Trotz Corona-Lockdowns ist am Sonntag in Portugal die Präsidentschaftswahl abgehalten worden. Umfragen zufolge dürfte der beliebte konservative Amtsinhaber Marcelo Rebelo de Sousa beim ersten Wahlgang die meisten Stimmen bekommen, womöglich ist aber eine Stichwahl Mitte Februar nötig. Der rechtspopulistische Kandidat André Ventura hoffte auf einen Achtungserfolg. Trotz des derzeitigen Corona-Lockdowns war die Wahlbeteiligung ersten Erhebungen zufolge nicht so niedrig wie befürchtet.

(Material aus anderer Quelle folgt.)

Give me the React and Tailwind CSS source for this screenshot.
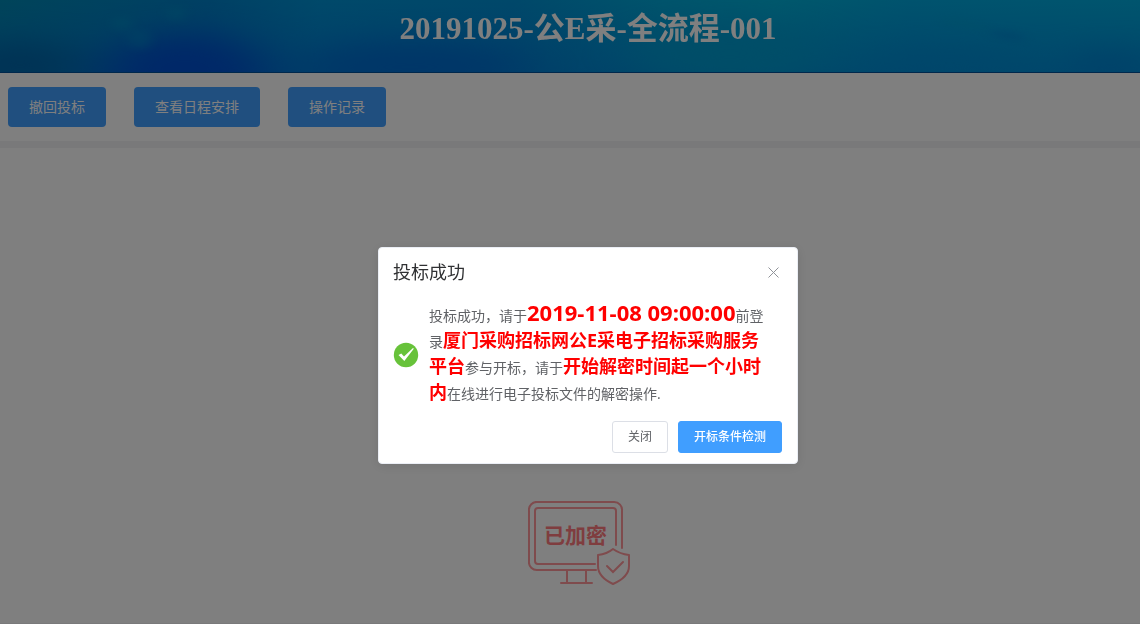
import React, { useState } from 'react';

const actions = ['撤回投标', '查看日程安排', '操作记录'];

const BannerBackground = () => (
    <svg
        className="absolute inset-0 w-full h-full"
        viewBox="0 0 1140 73"
        preserveAspectRatio="none"
        aria-hidden="true"
    >
        <defs>
            <linearGradient id="sea" x1="0" y1="0" x2="1" y2="0">
                <stop offset="0" stopColor="#0088b4" />
                <stop offset="0.1" stopColor="#0084c0" />
                <stop offset="0.18" stopColor="#0080c8" />
                <stop offset="0.28" stopColor="#0092d4" />
                <stop offset="0.45" stopColor="#0090d4" />
                <stop offset="0.58" stopColor="#00a8d8" />
                <stop offset="0.68" stopColor="#00b0d8" />
                <stop offset="0.8" stopColor="#00a6dc" />
                <stop offset="1" stopColor="#00aadc" />
            </linearGradient>
            <linearGradient id="depth" x1="0" y1="0" x2="0" y2="1">
                <stop offset="0" stopColor="#0060d0" stopOpacity="0" />
                <stop offset="1" stopColor="#0068d0" stopOpacity="0.4" />
            </linearGradient>
            <filter id="soft" x="-50%" y="-50%" width="200%" height="200%" colorInterpolationFilters="sRGB">
                <feGaussianBlur stdDeviation="28 14" />
            </filter>
            <filter id="wisp" x="-50%" y="-100%" width="200%" height="300%" colorInterpolationFilters="sRGB">
                <feGaussianBlur stdDeviation="6 4" />
            </filter>
        </defs>
        <rect width="1140" height="73" fill="url(#sea)" />
        <rect width="1140" height="73" fill="url(#depth)" />
        <g filter="url(#soft)">
            <ellipse cx="185" cy="74" rx="80" ry="40" fill="#0050d0" />
            <ellipse cx="20" cy="66" rx="60" ry="24" fill="#0064a8" />
            <ellipse cx="410" cy="68" rx="110" ry="26" fill="#006cd0" />
            <ellipse cx="730" cy="54" rx="90" ry="26" fill="#009cd0" />
            <ellipse cx="950" cy="64" rx="70" ry="12" fill="#008cd4" />
            <ellipse cx="1110" cy="66" rx="34" ry="14" fill="#007cd0" />
        </g>
        <g filter="url(#wisp)" fill="#00a0c8" opacity="0.3">
            <ellipse cx="122" cy="24" rx="10" ry="7" />
            <ellipse cx="176" cy="14" rx="9" ry="8" />
            <ellipse cx="140" cy="40" rx="12" ry="10" />
            <ellipse cx="965" cy="24" rx="26" ry="3" transform="rotate(12 965 24)" />
        </g>
        <ellipse cx="1008" cy="36" rx="18" ry="3" fill="#007cd0" opacity="0.6" filter="url(#wisp)" transform="rotate(8 1008 36)" />
    </svg>
);

const EncryptedIcon = () => (
    <div className="relative w-[102px] h-[84px] text-[#ff969a]">
        <svg className="w-full h-full" viewBox="0 0 102 84" fill="none" stroke="currentColor" strokeWidth="2" strokeLinecap="round" aria-hidden="true">
            <path d="M94 47V10a8 8 0 0 0-8-9H10a8 8 0 0 0-9 9v50a8 8 0 0 0 9 9h58" />
            <path d="M88 44V10a3 3 0 0 0-3-3H10a3 3 0 0 0-3 3v50a3 3 0 0 0 3 3h57" />
            <path d="M39 70v11M58 70v11M33 82h31" />
            <path d="M85 48q7 5 16 6v11q0 11-16 18q-15-7-15-18V54q9-1 15-6Z" strokeLinejoin="round" />
            <path d="m79 65 6 6 10-10" />
        </svg>
        <span className="absolute left-4 top-5 text-[21px] leading-7 font-bold text-[#ff7a7e] whitespace-nowrap">已加密</span>
    </div>
);

const SuccessDialog = ({ onClose }) => (
    <div className="fixed inset-0 bg-black/50 flex items-start justify-center pt-[247px] pl-9">
        <div
            role="dialog"
            aria-modal="true"
            aria-labelledby="dialog-title"
            className="w-[420px] bg-white rounded border border-[#ebeef5] shadow-[0_2px_12px_0_rgba(0,0,0,0.1)] pb-[10px]"
        >
            {/* Header */}
            <div className="flex items-center justify-between px-[14px] pt-[14px] pb-[10px]">
                <h2 id="dialog-title" className="text-[18px] leading-[20px] text-[#303133]">投标成功</h2>
                <button type="button" aria-label="关闭对话框" onClick={onClose} className="p-1 text-[#909399]">
                    <svg className="w-[11px] h-[11px]" viewBox="0 0 11 11" stroke="currentColor" aria-hidden="true">
                        <path d="M.5.5l10 10M10.5.5l-10 10" />
                    </svg>
                </button>
            </div>

            {/* Message */}
            <div className="flex items-center gap-[10px] px-[14px] pt-[10px] pb-[9px] text-[14px] leading-[26px] text-[#606266]">
                <svg className="w-[26px] h-[26px] shrink-0" viewBox="0 0 26 26" aria-hidden="true">
                    <circle cx="13" cy="13" r="12.2" fill="#67c23a" />
                    <path d="M5.5 13l2.8-1.4 2.7 3L20 6l.8.8L11.3 19Z" fill="#fff" />
                </svg>
                <p className="w-[338px]">
                    投标成功，请于<strong className="text-[22px] leading-[20px] text-[#f00]">2019-11-08 09:00:00</strong>前登录
                    <strong className="text-[18px] leading-[20px] text-[#f00]">厦门采购招标网公E采电子招标采购服务平台</strong>
                    参与开标，请于<strong className="text-[18px] leading-[20px] text-[#f00]">开始解密时间起一个小时内</strong>在线进行电子投标文件的解密操作.
                </p>
            </div>

            {/* Footer */}
            <div className="flex justify-end gap-[10px] px-[15px] pt-[5px] text-[12px] leading-[14px]">
                <button type="button" onClick={onClose} className="h-8 px-[15px] rounded-[3px] border border-[#dcdfe6] text-[#606266] hover:text-[#409eff]">
                    关闭
                </button>
                <button type="button" className="h-8 px-[15px] rounded-[3px] border border-[#409eff] bg-[#409eff] text-white font-medium hover:bg-[#66b1ff]">
                    开标条件检测
                </button>
            </div>
        </div>
    </div>
);

const App = () => {
    const [open, setOpen] = useState(true);

    return (
        <div className="min-h-screen bg-white flex flex-col overflow-hidden border-b border-[#f2f2f4] font-['Open_Sans','Noto_Sans_CJK_SC',sans-serif]">
            <header className="relative h-[73px] pl-9 border-b border-[#005098]">
                <BannerBackground />
                <h1 className="relative text-center text-[31px] leading-[58px] font-bold text-white font-['Liberation_Serif','Noto_Sans_CJK_SC',serif]">
                    20191025-公E采-全流程-001
                </h1>
            </header>

            <div className="flex gap-7 px-2 py-[14px] border-b-[7px] border-[#f2f2f4]">
                {actions.map((label) => (
                    <button
                        key={label}
                        type="button"
                        className="h-10 px-[21px] pb-[2px] rounded bg-[#409eff] text-[14px] text-white hover:bg-[#66b1ff]"
                    >
                        {label}
                    </button>
                ))}
            </div>

            <main className="flex-1 flex justify-center items-end pb-[38px] pl-[18px]">
                <EncryptedIcon />
            </main>

            {open && <SuccessDialog onClose={() => setOpen(false)} />}
        </div>
    );
};

export default App;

In der Hauptstadt Lissabon bildeten sich schon kurz nach der Öffnung Schlangen vor den Wahllokalen, die Wähler wurden zur Eindämmung der Corona-Pandemie nur einzeln eingelassen. Die 63-jährige Lehrerin Fatima Cristo sagte vor einem Wahllokal in einer Bücherei, der Urnengang sei gut organisiert und “nicht allzu einschüchternd, trotz all der Angst”.
Der 54-jährige José Barra sagte: “Nichts hätte mich von der Stimmabgabe abgehalten, aber ich denke, dass beispielsweise ältere Menschen sowohl vom Virus als auch von den Schlangen abgeschreckt werden.”
“An alle, die wählen können und wollen: Überwindet Eure Ängste”, rief Rebelo de Sousa die Bürger bei seiner Stimmabgabe im nordportugiesischen Celorico de Basto auf. Dank Beachtung der Corona-Schutzregeln und der Geduld der Portugiesen laufe der Urnengang im ganzen Land problemlos.
Bis 17.00 Uhr gaben 35,4 Prozent der Wahlberechtigten ihre Stimme ab. Damit war die Quote nur etwas geringer als bei der vorherigen Präsidentschaftswahl zur selben Tageszeit. Die Warnungen von Experten vor einer Wahlbeteiligung von unter 30 Prozent bewahrheiteten sich also nicht. Damit sank die Wahrscheinlichkeit, dass eine Stichwahl am 14. Februar notwendig ist.
Da die Briefwahl in Portugal kaum verbreitet ist, hatten die Behörden vor einer Woche bereits eine vorgezogene Stimmabgabe organisiert. Fast 200.000 Bürger wurden dabei in den Wahllokalen gezählt.
Insgesamt 9,8 Millionen Portugiesen waren zur Wahl aufgerufen, davon 1,5 Millionen im Ausland. Erste Prognosen wurden ab 21.00 Uhr erwartet. Bislang wurden in Portugal alle vier Präsidenten seit dem Ende der Diktatur 1976 für eine zweite Amtszeit wiedergewählt.
In Portugal wurde zuletzt eine extreme Zunahme der Corona-Infektionen festgestellt. Dies wird weitgehend auf die Ausbreitung der besonders ansteckenden Corona-Mutante B.1.1.7 zurückgeführt, die zunächst in Großbritannien festgestellt worden war.
Landesweit gilt seit anderthalb Wochen ein zweiter Lockdown; fast alle Geschäfte, Restaurants sowie mittlerweile auch die Schulen sind geschlossen. Wegen der besorgniserregenden Infektionslage war der traditionelle Wahlkampf-Endspurt gestrichen worden.
Gegen Rebelo de Sousa traten sechs Kandidaten an, darunter der 38-jährige Gründer der Anti-Establishment-Partei Chega (Genug), Ventura, sowie die frühere sozialistische Abgeordnete Ana Gomes. Rebelo de Sousa wurden in Umfragen 58 Prozent der Stimmen vorausgesagt, der 72-Jährige ist beliebt im Land.
Mit dem Chef der Minderheitsregierung, dem Sozialisten António Costa, arbeitet der moderat konservative Präsident einträchtig zusammen. Außerdem gibt es viele sympathische Anekdoten über ihn: Dass er in Bermuda-Shorts geduldig an der Supermarktkasse wartet, bis er an der Reihe ist, dass er sein Essen mit Obdachlosen teilt und dass er ins Meer springt, um zwei Mädchen, deren Boot umgestürzt ist, zu Hilfe zu eilen.
Der portugiesische Staatschef hat wenig Vollmachten, kann aber das Parlament für vorgezogene Neuwahlen auflösen. Er wird für fünf Jahre gewählt, maximal zwei Amtszeiten sind möglich.